** begin Raw data **

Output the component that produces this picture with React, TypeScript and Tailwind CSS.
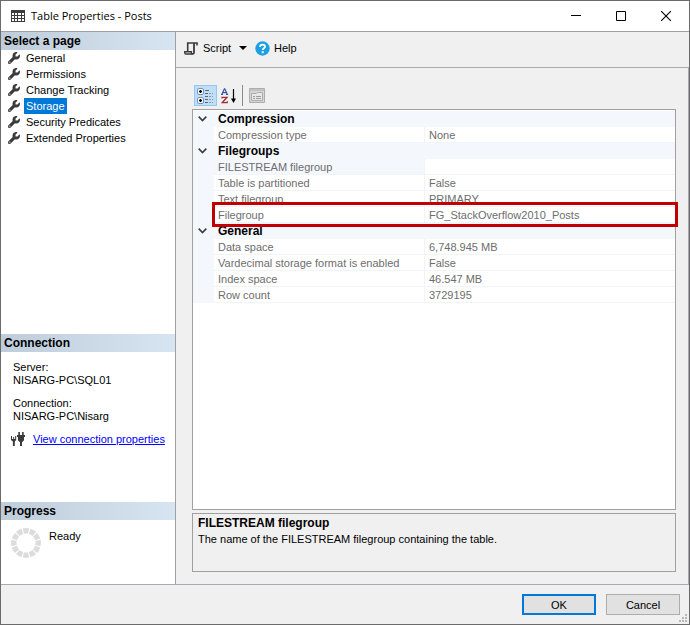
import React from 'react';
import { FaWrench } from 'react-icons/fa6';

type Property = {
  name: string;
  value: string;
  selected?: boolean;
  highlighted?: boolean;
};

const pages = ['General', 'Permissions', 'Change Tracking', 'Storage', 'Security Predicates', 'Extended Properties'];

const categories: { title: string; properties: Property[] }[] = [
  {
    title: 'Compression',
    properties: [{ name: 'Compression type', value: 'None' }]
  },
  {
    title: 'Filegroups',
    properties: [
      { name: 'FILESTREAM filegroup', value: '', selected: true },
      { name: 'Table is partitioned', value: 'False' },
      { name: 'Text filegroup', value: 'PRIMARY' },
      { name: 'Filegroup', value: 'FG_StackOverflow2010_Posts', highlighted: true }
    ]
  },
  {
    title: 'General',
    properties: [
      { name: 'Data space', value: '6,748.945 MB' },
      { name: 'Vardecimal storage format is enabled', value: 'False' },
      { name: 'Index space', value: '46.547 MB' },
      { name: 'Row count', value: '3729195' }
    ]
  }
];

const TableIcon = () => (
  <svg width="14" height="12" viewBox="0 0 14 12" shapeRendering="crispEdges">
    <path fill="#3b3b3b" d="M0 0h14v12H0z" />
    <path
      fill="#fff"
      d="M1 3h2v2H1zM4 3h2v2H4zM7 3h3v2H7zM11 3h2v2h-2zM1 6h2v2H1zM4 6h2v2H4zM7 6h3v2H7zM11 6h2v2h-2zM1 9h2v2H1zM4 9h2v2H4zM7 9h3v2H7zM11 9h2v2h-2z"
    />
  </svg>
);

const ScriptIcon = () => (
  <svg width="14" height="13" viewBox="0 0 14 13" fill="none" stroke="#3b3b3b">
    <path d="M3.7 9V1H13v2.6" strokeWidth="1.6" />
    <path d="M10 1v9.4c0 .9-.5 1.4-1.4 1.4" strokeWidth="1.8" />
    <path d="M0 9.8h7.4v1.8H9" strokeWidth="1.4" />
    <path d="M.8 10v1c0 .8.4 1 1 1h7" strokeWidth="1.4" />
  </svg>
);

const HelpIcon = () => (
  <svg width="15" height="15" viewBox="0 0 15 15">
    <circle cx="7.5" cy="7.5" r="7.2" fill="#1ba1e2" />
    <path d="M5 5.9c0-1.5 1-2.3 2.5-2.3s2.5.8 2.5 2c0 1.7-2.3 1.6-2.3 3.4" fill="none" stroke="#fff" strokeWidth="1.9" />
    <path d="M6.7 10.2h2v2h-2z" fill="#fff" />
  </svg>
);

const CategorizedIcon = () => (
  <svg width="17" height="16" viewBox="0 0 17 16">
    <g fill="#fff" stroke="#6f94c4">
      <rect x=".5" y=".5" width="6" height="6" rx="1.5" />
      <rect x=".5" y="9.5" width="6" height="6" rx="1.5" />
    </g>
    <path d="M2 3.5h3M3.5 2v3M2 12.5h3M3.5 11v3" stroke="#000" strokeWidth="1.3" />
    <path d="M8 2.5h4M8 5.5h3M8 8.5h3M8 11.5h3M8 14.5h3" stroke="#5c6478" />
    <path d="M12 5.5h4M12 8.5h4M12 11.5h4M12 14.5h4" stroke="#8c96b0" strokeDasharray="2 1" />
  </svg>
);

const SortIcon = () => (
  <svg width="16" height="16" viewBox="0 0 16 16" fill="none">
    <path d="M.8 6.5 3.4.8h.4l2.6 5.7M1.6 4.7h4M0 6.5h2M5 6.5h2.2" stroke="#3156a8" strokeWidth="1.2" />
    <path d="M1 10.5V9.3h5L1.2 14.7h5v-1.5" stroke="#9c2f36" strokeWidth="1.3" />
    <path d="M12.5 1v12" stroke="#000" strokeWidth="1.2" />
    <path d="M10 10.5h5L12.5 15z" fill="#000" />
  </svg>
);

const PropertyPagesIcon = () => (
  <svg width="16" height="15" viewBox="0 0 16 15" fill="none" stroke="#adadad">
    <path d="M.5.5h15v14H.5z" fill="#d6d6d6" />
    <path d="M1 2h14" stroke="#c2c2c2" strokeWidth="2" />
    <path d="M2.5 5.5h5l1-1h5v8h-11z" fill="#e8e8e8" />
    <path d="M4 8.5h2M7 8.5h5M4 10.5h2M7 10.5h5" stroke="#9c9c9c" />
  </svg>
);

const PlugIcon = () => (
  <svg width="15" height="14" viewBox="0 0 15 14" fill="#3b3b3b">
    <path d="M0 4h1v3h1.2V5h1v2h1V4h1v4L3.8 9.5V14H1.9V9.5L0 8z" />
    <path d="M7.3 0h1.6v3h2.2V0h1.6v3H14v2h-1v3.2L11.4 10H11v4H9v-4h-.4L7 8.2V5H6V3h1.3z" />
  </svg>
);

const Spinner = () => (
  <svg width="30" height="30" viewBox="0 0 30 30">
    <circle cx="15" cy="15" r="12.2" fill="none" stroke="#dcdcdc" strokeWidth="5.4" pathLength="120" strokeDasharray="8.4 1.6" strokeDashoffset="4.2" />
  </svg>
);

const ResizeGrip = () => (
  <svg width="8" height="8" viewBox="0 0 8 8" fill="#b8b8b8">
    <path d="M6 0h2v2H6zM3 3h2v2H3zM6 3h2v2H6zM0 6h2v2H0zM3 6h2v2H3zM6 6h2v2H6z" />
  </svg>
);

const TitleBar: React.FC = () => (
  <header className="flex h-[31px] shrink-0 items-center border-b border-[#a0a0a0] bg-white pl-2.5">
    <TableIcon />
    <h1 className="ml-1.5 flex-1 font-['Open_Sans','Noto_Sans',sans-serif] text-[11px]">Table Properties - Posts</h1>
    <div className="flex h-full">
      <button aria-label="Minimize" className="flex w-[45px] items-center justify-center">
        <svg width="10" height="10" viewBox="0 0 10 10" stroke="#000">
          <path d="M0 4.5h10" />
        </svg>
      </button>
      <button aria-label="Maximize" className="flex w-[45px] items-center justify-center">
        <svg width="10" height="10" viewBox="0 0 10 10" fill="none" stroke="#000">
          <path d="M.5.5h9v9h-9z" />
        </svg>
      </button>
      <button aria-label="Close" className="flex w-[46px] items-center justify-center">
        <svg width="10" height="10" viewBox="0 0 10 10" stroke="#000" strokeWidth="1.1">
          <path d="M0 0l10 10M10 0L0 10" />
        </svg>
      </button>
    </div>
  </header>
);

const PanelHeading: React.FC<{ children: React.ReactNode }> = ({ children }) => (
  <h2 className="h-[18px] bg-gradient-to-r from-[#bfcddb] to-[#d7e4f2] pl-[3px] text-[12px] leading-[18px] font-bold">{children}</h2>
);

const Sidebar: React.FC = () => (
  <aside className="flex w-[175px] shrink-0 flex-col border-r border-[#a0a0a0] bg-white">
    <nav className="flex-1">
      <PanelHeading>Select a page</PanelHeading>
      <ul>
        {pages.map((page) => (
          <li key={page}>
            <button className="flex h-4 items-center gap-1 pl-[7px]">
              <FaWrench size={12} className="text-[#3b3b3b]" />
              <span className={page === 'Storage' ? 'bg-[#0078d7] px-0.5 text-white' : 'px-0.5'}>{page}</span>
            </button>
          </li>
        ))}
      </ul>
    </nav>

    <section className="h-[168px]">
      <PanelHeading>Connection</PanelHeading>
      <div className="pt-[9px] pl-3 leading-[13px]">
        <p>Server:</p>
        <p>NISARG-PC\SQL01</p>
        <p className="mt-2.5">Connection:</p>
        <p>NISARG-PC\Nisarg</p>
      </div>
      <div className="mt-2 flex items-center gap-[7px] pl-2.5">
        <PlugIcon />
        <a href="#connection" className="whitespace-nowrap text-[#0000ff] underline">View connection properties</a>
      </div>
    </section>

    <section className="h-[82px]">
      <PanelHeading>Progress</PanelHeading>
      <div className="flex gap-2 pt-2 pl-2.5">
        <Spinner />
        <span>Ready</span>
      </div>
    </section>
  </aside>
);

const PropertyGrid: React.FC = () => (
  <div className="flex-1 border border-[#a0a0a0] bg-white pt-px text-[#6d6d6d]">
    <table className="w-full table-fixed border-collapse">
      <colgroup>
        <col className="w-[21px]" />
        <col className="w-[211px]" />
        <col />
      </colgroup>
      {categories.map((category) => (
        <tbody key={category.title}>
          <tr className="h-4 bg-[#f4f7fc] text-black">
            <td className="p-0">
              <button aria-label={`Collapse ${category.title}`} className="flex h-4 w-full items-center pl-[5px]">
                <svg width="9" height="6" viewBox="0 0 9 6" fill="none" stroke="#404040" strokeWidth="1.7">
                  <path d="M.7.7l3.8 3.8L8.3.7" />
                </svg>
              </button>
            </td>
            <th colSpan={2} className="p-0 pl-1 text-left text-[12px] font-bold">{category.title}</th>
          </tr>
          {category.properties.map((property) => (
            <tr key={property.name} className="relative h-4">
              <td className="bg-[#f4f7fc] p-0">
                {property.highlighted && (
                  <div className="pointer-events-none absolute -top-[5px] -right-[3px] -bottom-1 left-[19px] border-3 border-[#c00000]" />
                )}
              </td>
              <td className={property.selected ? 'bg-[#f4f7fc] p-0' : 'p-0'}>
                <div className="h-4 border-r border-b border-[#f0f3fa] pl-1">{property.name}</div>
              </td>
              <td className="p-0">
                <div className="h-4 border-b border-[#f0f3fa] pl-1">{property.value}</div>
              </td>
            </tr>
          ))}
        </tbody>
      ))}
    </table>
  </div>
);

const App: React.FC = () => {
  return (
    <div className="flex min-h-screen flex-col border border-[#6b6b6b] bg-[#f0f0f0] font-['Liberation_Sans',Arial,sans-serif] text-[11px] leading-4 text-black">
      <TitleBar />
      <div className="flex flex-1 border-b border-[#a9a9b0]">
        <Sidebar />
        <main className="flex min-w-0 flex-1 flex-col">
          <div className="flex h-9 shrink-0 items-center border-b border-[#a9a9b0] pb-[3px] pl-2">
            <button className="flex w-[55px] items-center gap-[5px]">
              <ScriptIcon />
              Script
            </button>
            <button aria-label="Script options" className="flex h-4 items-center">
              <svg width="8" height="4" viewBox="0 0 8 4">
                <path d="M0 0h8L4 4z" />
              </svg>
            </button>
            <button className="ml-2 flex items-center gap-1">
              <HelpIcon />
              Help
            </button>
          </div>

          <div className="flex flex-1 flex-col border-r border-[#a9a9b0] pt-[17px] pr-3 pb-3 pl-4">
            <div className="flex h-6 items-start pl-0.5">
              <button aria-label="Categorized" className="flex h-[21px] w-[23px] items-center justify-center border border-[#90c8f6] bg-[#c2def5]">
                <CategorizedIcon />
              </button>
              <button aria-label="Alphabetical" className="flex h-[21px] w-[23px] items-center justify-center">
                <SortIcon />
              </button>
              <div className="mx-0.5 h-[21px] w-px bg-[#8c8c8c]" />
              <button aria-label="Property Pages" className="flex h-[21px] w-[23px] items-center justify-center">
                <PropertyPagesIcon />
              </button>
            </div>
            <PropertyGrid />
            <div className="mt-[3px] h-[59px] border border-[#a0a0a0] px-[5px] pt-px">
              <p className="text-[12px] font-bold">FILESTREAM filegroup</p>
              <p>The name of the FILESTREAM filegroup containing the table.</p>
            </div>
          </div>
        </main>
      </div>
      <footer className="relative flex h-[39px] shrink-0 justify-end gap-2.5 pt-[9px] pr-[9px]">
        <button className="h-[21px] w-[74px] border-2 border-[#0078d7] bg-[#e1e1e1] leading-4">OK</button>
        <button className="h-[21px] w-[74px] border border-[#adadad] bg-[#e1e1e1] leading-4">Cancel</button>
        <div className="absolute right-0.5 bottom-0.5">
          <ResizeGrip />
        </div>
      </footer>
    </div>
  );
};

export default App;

** end Raw data **

▶ Task prompt:
Your task is to restate word for word the lines from the top of the data to the line containing "const pages = ['General', 'Permissions', 'Change", both ends included, with every picture left out.

▶ Answer to the problem:
Output the component that produces this picture with React, TypeScript and Tailwind CSS.
import React from 'react';
import { FaWrench } from 'react-icons/fa6';

type Property = {
  name: string;
  value: string;
  selected?: boolean;
  highlighted?: boolean;
};

const pages = ['General', 'Permissions', 'Change Tracking', 'Storage', 'Security Predicates', 'Extended Properties'];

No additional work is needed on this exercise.